Computes uscores or the ranks off uscores within columns of interval-censored data (the "i"). Data may have one or more detection limits.

uscoresi(dat.frame, paired = TRUE, rnk = TRUE, Cnames = 1)

## Arguments

dat.frame A data frame. Default format is: paired = TRUE, the default input format is ylo1 yhi1 ylo2 yhi2 ylo3 yhi3, where ylo is the low end of the interval of possible values, and yhi is the high end. There is a pair of columns for each censored parameter. An option to specify paired = FALSE, where the format would be ylo1 ylo2 ylo3 yhi1 yhi2 yhi3, low values for each parameter followed by the high values in the same order. rnk=TRUE returns the ranks of uscores. rnk = FALSE returns the uscores themselves. Default is rnk = TRUE to return the ranks. Cnames =1 uses the "lo" column names to name the uscores columns (the default). Cnames = 2 uses the "hi" column names.

## Value

prints the uscore number of observations known to be lower - number of observations known to be higher, for each observation.

## Details

Input is a data.frame of paired low and high possible range of values, in an interval-censored format. ylo = the lower end of the interval is the first (left) column in the pair. yhi is the upper end of the interval, at the second (right) column in the pair.
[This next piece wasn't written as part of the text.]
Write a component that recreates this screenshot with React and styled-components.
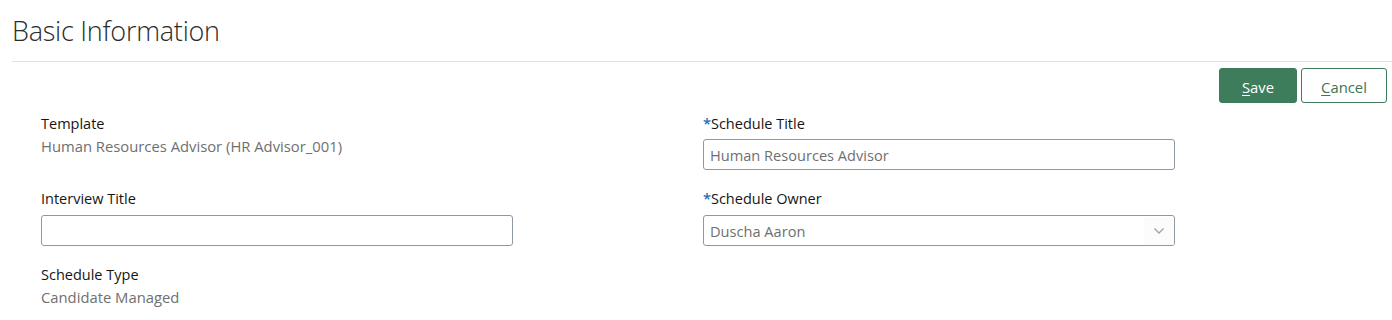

For a detected value, ylo=yhi. For a ND, ylo != yhi. The uscore is the number of observations known to be lower minus the number of observations known to be higher. Ties, including those such as <1 vs <3 or 4 vs 4 or <3 vs 2, are given a 0 value in the uscore computation. The ranks of uscores provides a scale that is often more manageable than the uscores themselves.

## References

Helsel, D.R., 2011. Statistics for Censored Environmental Data using Minitab and R, 2nd ed. John Wiley & Sons, USA, N.J.